Becoming a mother means exposing yourself, rawly, in a way that you never needed to before having children. You are responsible for your child – jointly, of course, but what mother in moments of silent uncertainty or fear does not feel herself primarily responsible for how her child turns out? Fathers experience the same fears, but again, we do not dare talk of them. We work to deny bleak thoughts, to reassure ourselves that our children will turn out all right, and we fight not to drop into the blackness of ‘what if …?’ These are the horrors of motherhood – that something will happen to our child, or that we – through negligence or weakness – will cause something to go wrong, and that that ‘something’ will blight their life and ours forever. We Need to Talk About Kevin is unremitting in its exposition of a mother’s thoughts and feelings, and part of me feels that all parents should experience it, if only, through the insights it forces upon its readers, to grow in reaction the courage and determination that evil (for what other word can we give it?) shall not triumph, and that we shall together – all of us – rise to this task of making sure that our children live and contribute in the world in the way in which we know they can – with positivity, joy and compassion.
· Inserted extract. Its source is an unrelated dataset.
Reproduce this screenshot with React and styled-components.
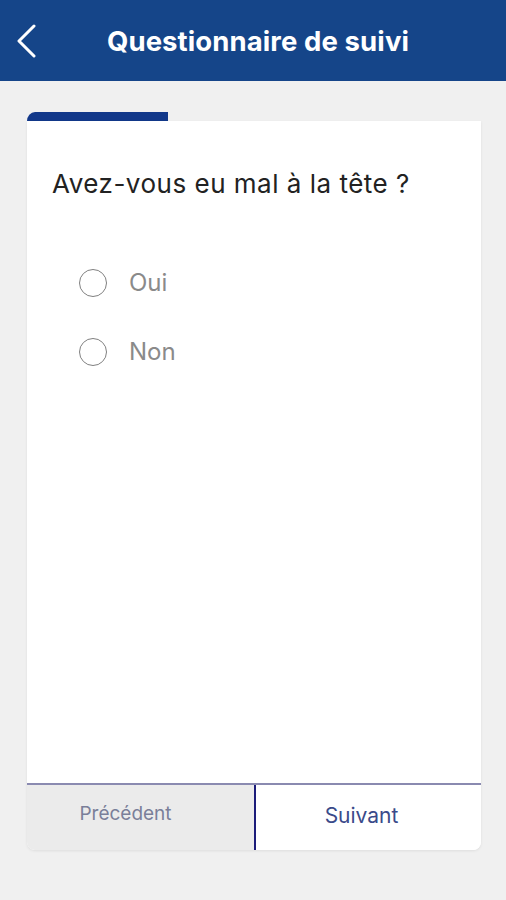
import React, { useState } from "react";
import styled, { createGlobalStyle } from "styled-components";

const GlobalStyle = createGlobalStyle`
  html, body {
    margin: 0;
    padding: 0;
    background: #f0f0f0;
    font-family: Inter, "Noto Sans", Roboto, sans-serif;
  }
  * { box-sizing: border-box; }
`;

const Page = styled.div`
  width: 506px;
  height: 900px;
  background: #f0f0f0;
  display: flex;
  flex-direction: column;
`;

const Header = styled.header`
  height: 81px;
  background: #154589;
  display: flex;
  align-items: center;
  justify-content: center;
  position: relative;
  flex-shrink: 0;
`;

const BackButton = styled.button`
  position: absolute;
  left: 11px;
  top: 22px;
  width: 30px;
  height: 38px;
  border: none;
  background: none;
  padding: 0;
  cursor: pointer;
  display: flex;
  align-items: center;
  justify-content: center;
`;

const Title = styled.h1`
  margin: 0;
  color: #fff;
  font-size: 27.5px;
  font-weight: 700;
  letter-spacing: 0.1px;
  padding-left: 10px;
`;

const Main = styled.main`
  padding: 31px 25px 0 27px;
  display: flex;
  flex-direction: column;
`;

const Progress = styled.div`
  width: 141px;
  height: 9px;
  background: #12388a;
  border-top-left-radius: 8px 9px;
`;

const Card = styled.section`
  height: 729px;
  background: #fff;
  border-radius: 0 0 8px 8px;
  box-shadow: 0 1px 3px rgba(0, 0, 0, 0.08);
  display: flex;
  flex-direction: column;
`;

const Body = styled.div`
  flex: 1;
  padding: 47px 25px 0 25px;
`;

const Question = styled.h2`
  margin: 0 0 68px;
  font-size: 26px;
  font-weight: 400;
  line-height: 32px;
  letter-spacing: 0.5px;
  color: #222;
`;

const Options = styled.div`
  display: flex;
  flex-direction: column;
  gap: 40px;
  padding-left: 27px;
`;

const Option = styled.label`
  display: flex;
  align-items: center;
  gap: 22px;
  cursor: pointer;
`;

const Radio = styled.span`
  width: 28px;
  height: 28px;
  border-radius: 50%;
  border: 1.5px solid #808080;
  display: flex;
  align-items: center;
  justify-content: center;
  &::after {
    content: "";
    width: 14px;
    height: 14px;
    border-radius: 50%;
    background: ${p => (p.$checked ? "#154589" : "transparent")};
  }
`;

const Label = styled.span`
  font-size: 24px;
  color: #8a8a8a;
`;

const Footer = styled.div`
  display: flex;
  border-top: 2px solid #8a8ab0;
  height: 67px;
`;

const NavButton = styled.button`
  flex: ${p => (p.$muted ? "0 0 227px" : "1 1 0")};
  border: none;
  margin: 0;
  font-family: inherit;
  background: ${p => (p.$muted ? "#ebebeb" : "#fff")};
  color: ${p => (p.$muted ? "#7a7f99" : "#3a4a8a")};
  font-size: ${p => (p.$muted ? "19px" : "21px")};
  border-bottom-left-radius: ${p => (p.$muted ? "8px" : "0")};
  border-bottom-right-radius: ${p => (p.$muted ? "0" : "8px")};
  border-left: ${p => (p.$muted ? "none" : "2px solid #1c1c7a")};
  padding: 0 ${p => (p.$muted ? "30px" : "14px")} ${p => (p.$muted ? "8px" : "4px")} 0;
  cursor: pointer;
`;

export default () => {
  const [answer, setAnswer] = useState(null);

  return (
    <Page>
      <GlobalStyle />
      <Header>
        <BackButton>
          <svg width="22" height="34" viewBox="0 0 22 34" fill="none">
            <path d="M19 2 L4 17 L19 32" stroke="#fff" strokeWidth="3" strokeLinecap="round" strokeLinejoin="round" />
          </svg>
        </BackButton>
        <Title>Questionnaire de suivi</Title>
      </Header>
      <Main>
        <Progress />
        <Card>
          <Body>
            <Question>Avez-vous eu mal à la tête ?</Question>
            <Options>
              {["Oui", "Non"].map(opt => (
                <Option key={opt} onClick={() => setAnswer(opt)}>
                  <Radio $checked={answer === opt} />
                  <Label>{opt}</Label>
                </Option>
              ))}
            </Options>
          </Body>
          <Footer>
            <NavButton $muted>Précédent</NavButton>
            <NavButton>Suivant</NavButton>
          </Footer>
        </Card>
      </Main>
    </Page>
  );
};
Parenting is one of the hardest jobs in the entire world. Our children can bring us heartache because of the love that they unleash in us – a love that makes us vulnerable, but a love that can make us indescribably strong too. We live in a world which buffets our parents as well as our children; we owe it to one another to reach out to share the support and care for our children. We have a collective responsibility to bring up our children, and to work to create a better world. Humbly, unassumingly, unjudging of others, but strong in our sense that there is a right and a good path ahead, we can do this. We are all in this together.

Actually, We Need to Talk About Our Children and Our World. And we need to do it now.